And the boss of the year award goes to...

So, picture this. I'm on the couch, head slumped down on my chest, hair hanging across my face, while The New World is blaring in front of me. The movie is two hours and fifteen minutes long and I manage to sleep through about two-thirds of it. I wake for the last few minutes. Doug, seeing that I am conscious, comes over to the couch and tries to settle in for a late night of watching the latest episode of Ghost Hunters International. In my just-awakened state, which often finds me in a wretched mood, I want no part of it and go upstairs to put myself properly to bed. As Sasha is hovering over the water faucet trying to drink and I am putting the toothpaste onto my toothbrush, it hits me - I'm supposed to have gotten a cake for one of my staff's birthday tomorrow! I stand there in the mirror staring at myself with toothbrush halfway to my mouth. What do I do? It's 10:55pm. Said staff-person wants yellow cake with chocolate frosting; she told me this last week so I have no excuse not to have remembered to get her this cake. I am on the train at 6:45 each morning, so there's no time in the morning to go to the store (stores don't open around here until 7). I have no choice but to make her a cake from scratch! I run downstairs to find a recipe, and all recipes I find call for ingredients that I don't have. Milk, butter, cake flour... how come I don't have these things on hand? Gah!

After Doug determines that all grocery stores near us are closed, most of which closed at 11pm but some earlier (earlier?), I determine that I have no choice but to get in my car and drive around, trying to find a late-night 7-Eleven or something like that. The local Tedeschi is closed. I know of no other convenience store in the immediate area. Do I have to drive to Boston? On my way to the highway, I pass a CVS. Lights still on. I pull into the parking lot and see a person entering the building. Score! CVS must have cake mix and frosting, right? Forget this cake from scratch. Tonight calls for a box cake.

Yes, CVS does have cake mix, and even frosting. Yes, this CVS had yellow cake mix and chocolate frosting. I don't need milk or cake flour or butter for this. I make my purchase. Cake is now in the oven. Once the cake is baked and cooled I can sleep for a few hours before getting up extra early to frost it. And then the attempt to bring it to work with me (on the train) without any mishap. If this all works out, I hope she is happy, my staff-person. I hope she appreciates the cake. And I hope to god she really said that it's yellow cake with chocolate frosting that she wanted.

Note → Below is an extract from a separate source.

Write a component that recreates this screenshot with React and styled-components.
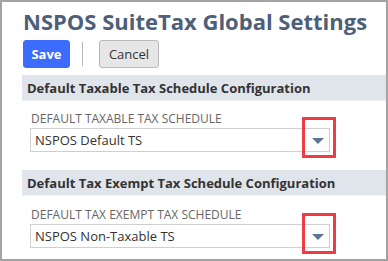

The positive in this situation is that I now have time to catch up on my blogging. So let's post photos of our annual trip to the Mystic Outdoor Art Festival. Every year for the past five years we have gone to this show, and every year we have come home with some kind of art. This year we came home with two things.



Doug's choice was the yellow painting on the top, which is of the Maine coast, which compliments the pink painting on the bottom of a street scene in Providence. Both are by the same artist, from Rhode Island, who has such great use of colors like yellow and pink that other artists, at least other artists that we see at the Mystic Art Show, do not use enough of (or well enough). My choice was a little more conventional:



But still a local scene. The artist is from Orleans, MA, and much of his inspiration comes from Cape Cod. This is a scene of a marsh in Provincetown. Again, the yellow struck me, as did the tactile nature of the paint. The artist uses some kind of knife technique to apply the paint, meaning that most of it comes out in big globs. I like that. I like art that you can touch.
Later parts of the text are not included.